Dauphin Royal was a 74-gun ship of the line of the Royal French Royal Navy, designed in 1735 by Blaise Ollivier and constructed in 1735 to 1740 at Brest Dockyard.

== Construction ==
Dauphin Royal and the contemporary Superbe, also built at Brest over the same period, were the last French 74-gun ships to have only thirteen pairs of lower deck guns (subsequent 74-gun French ships all were constructed with a fourteenth pair of lower deck guns). In 1747, she was rebuilt at Brest and reduced to 70 guns by the removal of her poop guns.

== Career ==
In early 1744, Dauphin Royal was part of the squadron under Roquefeuil for a cruise in the Channel.

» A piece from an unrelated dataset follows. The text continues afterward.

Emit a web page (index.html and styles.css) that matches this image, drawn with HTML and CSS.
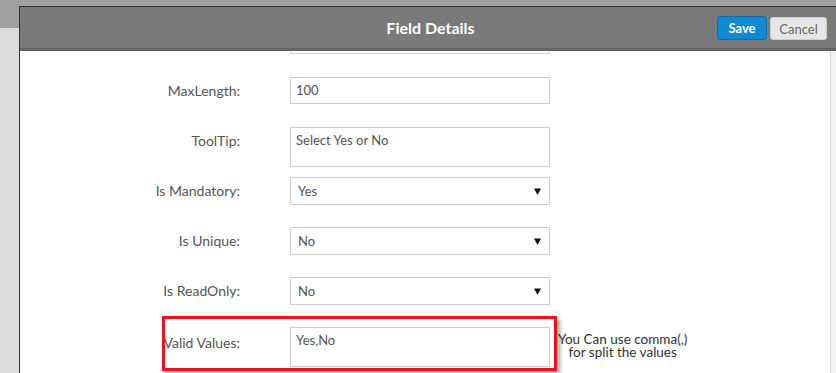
FILE: index.html
```html
<!DOCTYPE html>
<html lang="en">
<head>
<meta charset="utf-8">
<title>Field Details</title>
<link rel="stylesheet" href="styles.css">
</head>
<body>
<div class="page">
  <div class="modal">
    <div class="modal-header">
      <span class="spacer"></span>
      <h1 class="title">Field Details</h1>
      <div class="actions">
        <button class="btn btn-save">Save</button>
        <button class="btn btn-cancel">Cancel</button>
      </div>
    </div>
    <div class="modal-body">
      <div class="content">
        <div class="form">
          <div class="row">
            <div class="label"></div>
            <div class="field"></div>
          </div>
          <div class="row">
            <div class="label">MaxLength:</div>
            <div class="field">100</div>
          </div>
          <div class="row">
            <div class="label">ToolTip:</div>
            <div class="field textarea">Select Yes or No</div>
          </div>
          <div class="row">
            <div class="label">Is Mandatory:</div>
            <div class="field select"><span>Yes</span><svg class="arrow" width="7" height="7" viewBox="0 0 7 7"><polygon points="0,0.5 7,0.5 3.5,7" fill="#111"/></svg></div>
          </div>
          <div class="row">
            <div class="label">Is Unique:</div>
            <div class="field select"><span>No</span><svg class="arrow" width="7" height="7" viewBox="0 0 7 7"><polygon points="0,0.5 7,0.5 3.5,7" fill="#111"/></svg></div>
          </div>
          <div class="row">
            <div class="label">Is ReadOnly:</div>
            <div class="field select"><span>No</span><svg class="arrow" width="7" height="7" viewBox="0 0 7 7"><polygon points="0,0.5 7,0.5 3.5,7" fill="#111"/></svg></div>
          </div>
          <div class="row">
            <div class="label label-valid">Valid Values:</div>
            <div class="field textarea">Yes,No</div>
            <div class="help"><span class="help-line">You Can use comma(,)</span><span class="help-line">for split the values</span></div>
            <div class="highlight"></div>
          </div>
        </div>
      </div>
      <div class="scrollbar"></div>
    </div>
  </div>
</div>
</body>
</html>
```
FILE: styles.css
```css
html, body {
  margin: 0;
  height: 100%;
  overflow: hidden;
}
body {
  background: linear-gradient(#a1a1a1 0, #a1a1a1 28px, #dcdcdc 28px);
  font-family: Lato, "Open Sans", sans-serif;
}
.page {
  padding: 6px 0 0 19px;
}
.modal {
  width: 821px;
  border-top: 1px solid #303030;
  border-left: 1px solid #303030;
  background: #fff;
}
.modal-header {
  height: 41px;
  background: #7a7a7a;
  border-bottom: 3px solid #636363;
  display: grid;
  grid-template-columns: 1fr auto 1fr;
  align-items: center;
  padding: 0 14px;
}
.title {
  margin: 0;
  font-size: 16px;
  font-weight: 700;
  color: #fff;
}
.actions {
  justify-self: end;
  display: flex;
  gap: 3px;
  align-items: center;
  margin-top: 1px;
}
.btn {
  box-sizing: border-box;
  font-family: Lato, "Open Sans", sans-serif;
  font-size: 13px;
  border-radius: 3px;
  padding: 0;
  cursor: pointer;
}
.btn-save {
  width: 50px;
  height: 24px;
  background: #0f89d2;
  border: 1px solid #1b6aa6;
  color: #fff;
  font-weight: 700;
}
.btn-cancel {
  width: 57px;
  height: 23px;
  margin-top: 1px;
  background: #e6e6e6;
  border: 1px solid #cfcfcf;
  color: #666;
}
.modal-body {
  display: flex;
  height: 340px;
}
.content {
  flex: 1;
  overflow: hidden;
}
.scrollbar {
  box-sizing: border-box;
  width: 11px;
  background: #f3f3f3;
  border-left: 1px solid #d8d8d8;
}
.form {
  margin-top: -24px;
  display: flex;
  flex-direction: column;
}
.row {
  position: relative;
  height: 50px;
  display: flex;
  align-items: flex-start;
}
.label {
  width: 220px;
  flex: none;
  text-align: right;
  line-height: 28px;
  font-size: 14px;
  color: #555;
}
.label-valid {
  padding-top: 2px;
}
.field {
  box-sizing: border-box;
  width: 260px;
  flex: none;
  margin-left: 50px;
  height: 27px;
  border: 1px solid #ccc;
  padding: 0 5px;
  font-size: 13px;
  line-height: 25px;
  color: #555;
}
.textarea {
  height: 40px;
}
.select {
  height: 28px;
  display: flex;
  justify-content: space-between;
  align-items: center;
  padding: 0 8px 0 7px;
}
.help {
  margin-left: 8px;
  padding-top: 6px;
  display: flex;
  flex-direction: column;
  align-items: center;
  font-size: 13.5px;
  line-height: 14px;
  color: #333;
}
.help-line {
  display: block;
  height: 13px;
  line-height: 13px;
}
.highlight {
  position: absolute;
  left: 142px;
  top: -11px;
  width: 395px;
  height: 55px;
  box-sizing: border-box;
  border: 3px solid #e8141b;
  box-shadow: 3px 3px 4px rgba(0, 0, 0, 0.35);
  pointer-events: none;
}
```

In 1755, she sailed to Canada under Captain de Montalais. In 1757, she was laid up in ordinary at Rochefort.

Dauphin Royal took part in the Battle of Quiberon Bay on 20 November 1759 under Captain d'Uturbie Fragosse.

In 1788, under Nieuil, Dauphin Royal was the lead ship of the Second Division in the White-and-Blue squadron of the fleet under Orvilliers. She took part in the Battle of Ushant, the Invasion of Minorca in 1781, and the Battle of Saint Kitts on 25/26 January 1782. Dauphin Royal and her commander Roquefeuil-Montpeyroux also took part in the Battle of the Saintes on 12 April 1782.

== Fate==
She was condemned in September 1783 and sold in June 1787 to be broken up.